O
meu 90° Natal
Não lembro do 1°. Evidente; tinha poucos dias de vida, e nem lembro de muitas dúzias deles, apesar de ser uma época em que, sobretudo, sem pensar em presentes, sempre houve um misto de alegria e tristeza.
Alegria pela vida que se reunia à nossa volta. A alegria completa não durou muito. Cedo começaram a ir embora os nossos entes mais queridos.
Primeiro no tempo dos nossos pais e avós e depois quando a nossa casa que se enchia de alegria, de abraços, no íntimo de todos uma sempre vontade de sermos cada vez melhores pessoas, que se não era uma quimera, pelo menos dava um toque na consciência de cada um.
A família, o clã, que formámos há sessenta e muitos anos, foi crescendo até um dia, quando um deles nos deixou para sempre, era maior a tristeza do que a alegria dos pequeninos e depois dos netos que ocupavam grande parte do nosso coração, porque o vazio nunca se preencheu.
Mais tarde começámos a ver alguns filhos e netos saírem do nosso meio e irem tentar vida lá, longe, porque o país que nos recebeu não oferecia perspectivas concretas, coerentes.
Depois ainda tivemos a repetição de outro filho que nos deixou.
E o Natal passou a ser, sobretudo para nós, os velhos, um momento em que a alegria e animação dos pequenos não conseguia preencher o tanto que nos faltava.
Agora mais netos foram embora à procura de vida nova, que parece terem achado. Mas estão longe, mesmo já adultos continuam a fazer parte da meninada que nos fazia sorrir, que faziam aquela barulheira trocando entre si uns presentinhos de pouco valor económico mas cheios de valor amoroso.
Outro filho, já considerado idoso, saiu também do país, e está isolado noutra terra, à espera que esta calamidade mundial o deixe trabalhar e seguir a sua vida.
Além da família também aparecia um ou outro convidado dos nossos filhos e a casa enchia-se com mais de duas dúzias de sorrisos e abraços.

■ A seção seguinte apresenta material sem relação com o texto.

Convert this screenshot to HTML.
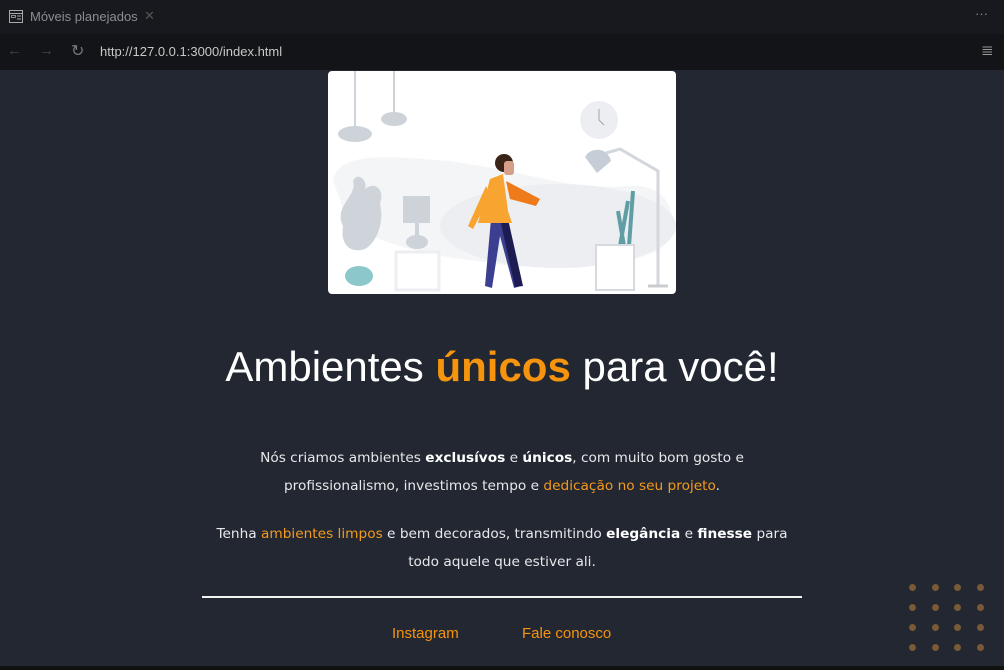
<!DOCTYPE html>
<html><head><meta charset="utf-8"><style>
*{margin:0;padding:0;box-sizing:border-box}
body{width:1004px;height:670px;background:#222731;overflow:hidden;font-family:"Liberation Sans",sans-serif;position:relative}
.tab{position:absolute;top:0;left:0;width:1004px;height:34px;background:#17191e}
.addr{position:absolute;top:34px;left:0;width:1004px;height:36px;background:#121418}
.t{position:absolute;color:#8a8d94;font-size:13px}
.card{position:absolute;left:328px;top:71px;width:348px;height:223px;background:#fff;border-radius:4px;overflow:hidden}
h1{position:absolute;top:343px;left:0;width:1004px;text-align:center;color:#fff;font-weight:400;font-size:42px}
h1 b{color:#f7940e;font-weight:700}
p{position:absolute;left:102px;width:800px;text-align:center;color:#e8e8ea;font-size:13.7px;line-height:28px;font-family:"DejaVu Sans",sans-serif;white-space:nowrap}
p b{color:#fff}
.o{color:#f49a1e}
.hr{position:absolute;left:202px;top:596px;width:600px;height:2px;background:#f2f2f2}
.lk{position:absolute;top:625px;color:#f7940e;font-size:15px}
.dots{position:absolute;left:909px;top:584px}
.dots i{position:absolute;width:7px;height:7px;border-radius:50%;background:#7a5a36}
</style></head><body>
<div class="tab"></div>
<div class="addr"></div>
<svg style="position:absolute;left:9px;top:10px" width="14" height="13" viewBox="0 0 14 13"><rect x="0.5" y="0.5" width="13" height="12" fill="none" stroke="#aaa"/><line x1="1" y1="3.5" x2="13" y2="3.5" stroke="#aaa"/><rect x="2.5" y="5.5" width="4" height="2" fill="none" stroke="#aaa" stroke-width=".8"/><line x1="8" y1="6" x2="12" y2="6" stroke="#aaa"/><line x1="8" y1="9" x2="12" y2="9" stroke="#aaa"/></svg>
<div class="t" style="left:30px;top:9px">Móveis planejados</div>
<div class="t" style="left:144px;top:8px;color:#555">✕</div>
<div class="t" style="left:975px;top:6px;color:#888">···</div>
<div class="t" style="left:7px;top:42px;color:#444;font-size:15px">←</div>
<div class="t" style="left:39px;top:42px;color:#444;font-size:15px">→</div>
<div class="t" style="left:71px;top:41px;color:#777;font-size:16px">↻</div>
<div class="t" style="left:100px;top:44px;color:#c8c8c8">http://127.0.0.1:3000/index.html</div>
<div class="t" style="left:981px;top:41px;color:#999;font-size:15px">≣</div>
<div class="card"><svg width="348" height="223" viewBox="0 0 348 223">
<path d="M5 110 C10 80 60 85 120 90 C200 100 240 120 300 115 C345 112 350 150 340 170 C320 200 200 200 150 190 C100 185 40 170 20 150 Z" fill="#f4f5f7"/>
<ellipse cx="230" cy="155" rx="118" ry="42" fill="#eceef1"/>
<line x1="27" y1="0" x2="27" y2="58" stroke="#cdd3d9" stroke-width="2"/><ellipse cx="27" cy="63" rx="17" ry="8" fill="#cdd3d9"/>
<line x1="66" y1="0" x2="66" y2="42" stroke="#cdd3d9" stroke-width="2"/><ellipse cx="66" cy="48" rx="13" ry="7" fill="#cdd3d9"/>
<circle cx="271" cy="49" r="19" fill="#eceef1"/><path d="M271 38 V49 L276 54" stroke="#9aa" fill="none"/>
<path d="M264 86 L292 78 L330 100 L330 214" stroke="#d3d6da" stroke-width="3" fill="none"/><line x1="320" y1="215" x2="340" y2="215" stroke="#c9ccd1" stroke-width="3"/>
<path d="M257 86 a14 14 0 0 1 26 4 l-14 12 z" fill="#c5ced6"/>
<path d="M300 130 l-8 45 M290 140 l6 35 M305 120 l-4 55" stroke="#5f9ea4" stroke-width="4"/>
<rect x="268" y="174" width="38" height="45" fill="#fff" stroke="#d6d9dd" stroke-width="2"/>
<path d="M15 155 c-10 -20 15 -30 10 -45 c5 -10 15 0 12 8 c10 -8 20 0 15 15 c5 20 -5 40 -15 45 c-15 5 -25 -5 -22 -23z" fill="#cfd4da"/>
<ellipse cx="31" cy="205" rx="14" ry="10" fill="#8cc7cb"/>
<rect x="75" y="125" width="27" height="27" fill="#cdd3d9"/><ellipse cx="89" cy="171" rx="11" ry="7" fill="#cdd3d9"/><rect x="87" y="150" width="4" height="20" fill="#cdd3d9"/>
<rect x="68" y="181" width="43" height="38" fill="#fff" stroke="#eceef1" stroke-width="3"/>
<path d="M157 215 L163 148 L180 148 L193 215 L186 217 L172 165 L164 217 Z" fill="#3c3f8f"/>
<path d="M172 148 L180 148 L195 215 L187 216 Z" fill="#1c1c52"/>
<path d="M150 152 L162 108 L175 103 L180 140 L184 152 Z" fill="#f8a430"/>
<path d="M178 110 L212 128 L208 135 L182 128 Z" fill="#ee7a1a"/>
<path d="M158 115 L140 155 L145 158 L162 125 Z" fill="#f8a430"/>
<circle cx="176" cy="92" r="9" fill="#3a2418"/><rect x="176" y="90" width="10" height="14" rx="3" fill="#d4a08a"/>
</svg></div>
<h1>Ambientes <b>únicos</b> para você!</h1>
<p style="top:444px">Nós criamos ambientes <b>exclusívos</b> e <b>únicos</b>, com muito bom gosto e<br>profissionalismo, investimos tempo e <span class="o">dedicação no seu projeto</span>.</p>
<p style="top:520px">Tenha <span class="o">ambientes limpos</span> e bem decorados, transmitindo <b>elegância</b> e <b>finesse</b> para<br>todo aquele que estiver ali.</p>
<div class="hr"></div>
<div class="lk" style="left:392px">Instagram</div>
<div class="lk" style="left:522px">Fale conosco</div>
<div class="dots">
<i style="left:0;top:0"></i><i style="left:23px;top:0"></i><i style="left:45px;top:0"></i><i style="left:68px;top:0"></i>
<i style="left:0;top:20px"></i><i style="left:23px;top:20px"></i><i style="left:45px;top:20px"></i><i style="left:68px;top:20px"></i>
<i style="left:0;top:40px"></i><i style="left:23px;top:40px"></i><i style="left:45px;top:40px"></i><i style="left:68px;top:40px"></i>
<i style="left:0;top:60px"></i><i style="left:23px;top:60px"></i><i style="left:45px;top:60px"></i><i style="left:68px;top:60px"></i>
</div>
<div style="position:absolute;left:0;top:666px;width:1004px;height:4px;background:#111"></div>
</body></html>
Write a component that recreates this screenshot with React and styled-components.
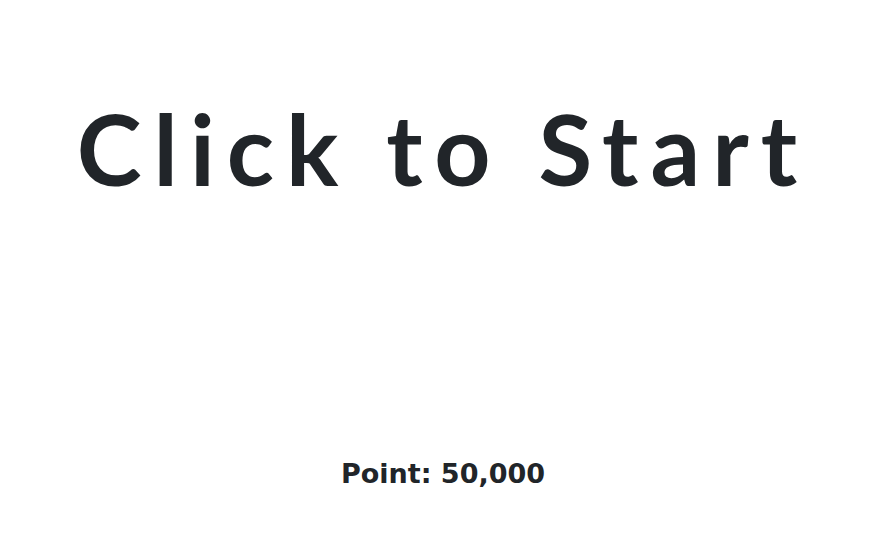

Este ano, o presépio já está montado, mas não haverá crianças.
Mas lá estão aqueles bonecos simples, humildes, como o Menino e seus Pais, os Magos e os animais, para que não esqueçamos que nada somos se não nos procurarmos igualar ao que esse Menino nos trouxe: a mensagem da Paz, da Família e de amor ao próximo qualquer um que ele seja, e onde quer que esteja.
O momento que estamos a viver é grave. Gravíssimo, até.
Paz, Família e Amor ao próximo são palavras, e sobretudo atitudes, que estão a ser combatidas em todo o Mundo.
Em cima disso, esta pandemia brutal que nos isolou, entristeceu, e nos traz o coração apertado, temendo que esse mal chegue perto de quem amamos, quase a perder a esperança que termine logo. Já colheu vidas demais. Podia parar.
A ganância e os ganhos fáceis em qualquer das falsas moedas em que o mundo vive, ignoram que, em muito lugar, sobretudo nalgumas regiões de África, continuam a nascer crianças, lindas como quaisquer outras, mas no meio de uma imensa pobreza. E logo que nascem, olhinhos fechados, assim que os abrem fazem um sorriso maravilhoso para as suas mães, sem saberem que as vão fazer sofrer por não terem condições de lhes darem uma vida digna. As mães beijam-nos e choram de dor.
No oposto, a vida dos biliardários só se preocupa em querer mais e mais. Desconhecem a dor, a fome, a pobreza e jogam dinheiro fora, aos montes.
O Natal tem que fazer meditar sobre todo este mundo desajustado, infame.
E no momento que parecer o de maior alegria algumas lágrimas vão teimar em sair.